Material Deleveraging and Balance Sheet Strengthening
Long-term debt reduced to $30.6 million from $557.6 million at year-end (≈94.5% reduction). Company used proceeds from Bitcoin sales to repay Bitcoin-backed loans, materially lowering interest expense and receivables for Bitcoin collaterals.
Insider and Strategic Investor Support
Chairman and a Board Director invested $65 million through entities they control; established strategic collaboration with DL Group including a $10 million convertible note and an MoU to support AI infrastructure initiatives.
Mining Revenue and Production
Total Q1 2026 revenue was approximately $102 million, with $98.4 million from the Bitcoin mining business. The company mined 1,266 BTC during Q1 and produced 230.04 BTC in April; end-of-quarter Bitcoin holdings reported at ~1,025.7 BTC (with a later April figure of ~1,057.5 BTC).
Lower Cash Cost per Bitcoin and Cost Improvements
Average cash cost per Bitcoin (ex-depreciation) was $76,928, a 9% decrease from Q4 2025. All-in cost per Bitcoin was $99,747. Cost of revenue (ex-depreciation) declined from $155.3 million in Q4 2025 to $99.6 million in Q1 2026 (≈36% decrease), driven by hash rate optimization and lower electricity/hosting expenses.
Operational Restructuring to Prioritize Margin Resilience
Operational model shifted toward disciplined self-mining and selective hosting/revenue-sharing arrangements to reduce direct site-level power and maintenance exposure. Operational hash rate was ~37.01 EH/s at March 31 (27.98 EH/s self-mining + 9.02 EH/s hosted) and operated ~31.58 EH/s by end of April, reflecting a deliberate move to prioritize margin over scale.
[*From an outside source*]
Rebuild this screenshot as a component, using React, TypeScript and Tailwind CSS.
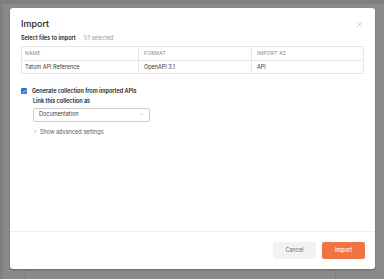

Progress on EcoHash AI Infrastructure Pilot
EcoHash pilot in Georgia advanced: site retrofitting, modular high-density compute unit installation and testing are underway. Management expects initial revenue contribution from the AI compute pilot in H2 2026, with a phased, modular CapEx approach and potential third-party financing options.
Improvement in Fair-Value Loss vs Prior Quarter
Loss from changes in fair value of receivable for Bitcoin collateral was $151.8 million in Q1 versus $171.4 million in Q4 2025 — an improvement of about 11.4%, reflecting partial mitigation of mark-to-market exposure.